The Passover of the Jews was near, and Jesus went up to Jerusalem. In the temple he found people selling cattle, sheep, and doves, and the money changers seated at their tables. Making a whip of cords, he drove all of them out of the temple, both the sheep and the cattle. He also poured out the coins of the money changers and overturned their tables. He told those who were selling the doves, “Take these things out of here! Stop making my Father’s house a marketplace!” His disciples remembered that it was written, “Zeal for your house will consume me.” The Jews then said to him, “What sign can you show us for doing this?” Jesus answered them, “Destroy this temple, and in three days I will raise it up.” The Jews then said, “This temple has been under construction for forty-six years, and will you raise it up in three days?” But he was speaking of the temple of his body. After he was raised from the dead, his disciples remembered that he had said this; and they believed the scripture and the word that Jesus had spoken.
When he was in Jerusalem during the Passover festival, many believed in his name because they saw the signs that he was doing. But Jesus on his part would not entrust himself to them, because he knew all people and needed no one to testify about anyone; for he himself knew what was in everyone.
There are many, many insignts that Richard Rohr has given to the Christian world through his teaching and writing. One of them has direct bearing upon the gospel reading for Lent 3.
Even a superficial reading of this passage reveals that Jesus fails to be impressed with the temple ritual whilst at the same time being passionate about the proper reverence for the temple as a spiritual space.
The key to the passage lies in the words of the gospel writer, “But he was speaking of the temple of his body.”
Richard Rohr’s insight is, “When God is seen as ‘outside‘ the sacrificial system will remain. However,when God moves inside you are the temple and sacrifice is no longer required. The only sacrifice now, is me.”
What Fr. Richard in drawing attention to is the unique contribution of Jesus in “interiorizing” religion.
Large parts of the teaching of Jesus, such as those recorded in the Sermon on the Mount, are about this interior priority.

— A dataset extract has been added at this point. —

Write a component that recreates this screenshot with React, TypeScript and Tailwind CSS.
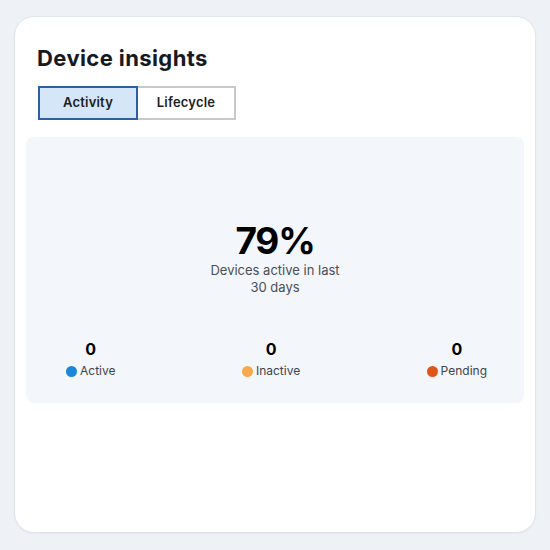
const stats = [
  { label: "Active", value: 0, dot: "bg-[#1a86d9]" },
  { label: "Inactive", value: 0, dot: "bg-[#f9a94b]" },
  { label: "Pending", value: 0, dot: "bg-[#de561b]" },
];

export default function App() {
  return (
    <div
      className="w-[550px] h-[550px] bg-[#eef1f6] pt-4 pl-[14px] pr-[14px] pb-[17px]"
      style={{ fontFamily: "Inter, 'Noto Sans', sans-serif" }}
    >
      <div className="h-full bg-white rounded-[20px] border border-[#e0e4ec] shadow-[0_1px_2px_rgba(0,0,0,0.04)] px-[11px] pt-[27px]">
        {/* Header */}
        <h1 className="ml-[11px] text-[22px] leading-[28px] font-bold text-[#16191d] tracking-[0.4px]">
          Device insights
        </h1>

        {/* Tabs */}
        <div className="ml-[12px] mt-[14px] flex">
          <button className="w-[100px] h-[34px] bg-[#d4e6f7] border-2 border-[#2f5ea3] text-[13px] font-semibold text-[#1a1d21] tracking-[0.2px]">
            Activity
          </button>
          <button className="w-[98px] h-[34px] bg-white border-2 border-l-0 border-[#c9c9c9] text-[13px] font-semibold text-[#1a1d21] tracking-[0.2px]">
            Lifecycle
          </button>
        </div>

        {/* Panel */}
        <div className="mt-[17px] h-[266px] bg-[#f3f6fa] rounded-[8px] flex flex-col items-center pt-[83px]">
          <div className="text-[37px] leading-[42px] font-bold text-black tracking-[-1.2px]">79%</div>
          <div className="text-[13px] leading-[17px] text-[#4a4f57] text-center">
            Devices active in last
            <br />
            30 days
          </div>

          <div className="w-full mt-[43px] flex justify-between pl-[40px] pr-[37px]">
            {stats.map((s) => (
              <div key={s.label} className="flex flex-col items-center">
                <div className="text-[16px] leading-[20px] font-bold text-black">{s.value}</div>
                <div className="mt-[4px] flex items-center gap-[3px] text-[12px] leading-[16px] text-[#3e434a]">
                  <span className={`w-[11px] h-[11px] rounded-full ${s.dot}`} />
                  {s.label}
                </div>
              </div>
            ))}
          </div>
        </div>
      </div>
    </div>
  );
}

The commandments are observed by inner integrity and not by mere external compliance to a rule. That is why the entire Law can be contained in the injunction to love God and Neighbour, because this is a religious observance that originates in the heart.

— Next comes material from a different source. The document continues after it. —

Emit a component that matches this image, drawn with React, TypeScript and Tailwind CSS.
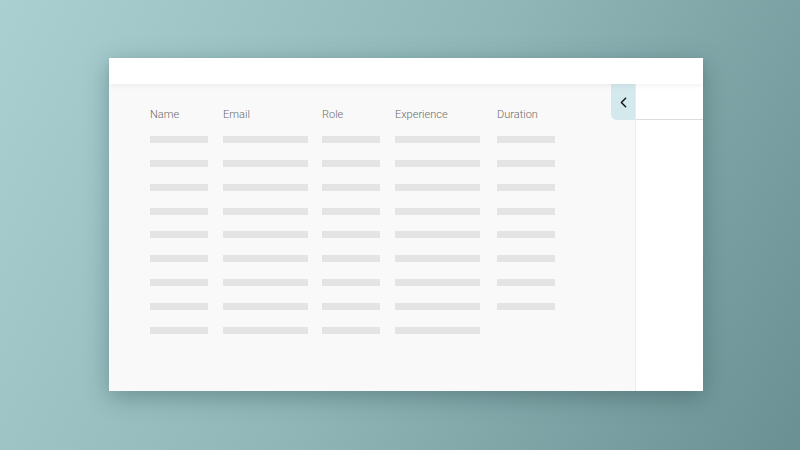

By contrast, observe any Fundamentalist expression of religion and you will see an obsession with externals, usually concerned with controlling what is done with the orifices of the body!
This is not the message of Jesus.
Jesus came to challenge mere external ritualism which issues in hypocrisy when it bears no resemblance to inner motivations and does not change the heart.
External religion will always be compulisively obsessed with Prestige, Privilege, Power, Politics, Protocol, and Precedent. These are the tables and scales of oppression that Jesus overturns.
For Jesus, the heart is the holy of holies. The core of religion from which all thoughts, words and actions overflow.
Perhaps that is why the gospel can say, “many believed in his name because they saw the signs that he was doing. But Jesus on his part would not entrust himself to them, because he knew all people and needed no one to testify about anyone; for he himself knew what was in everyone.”
When the heart knows, the ego will not be seduced.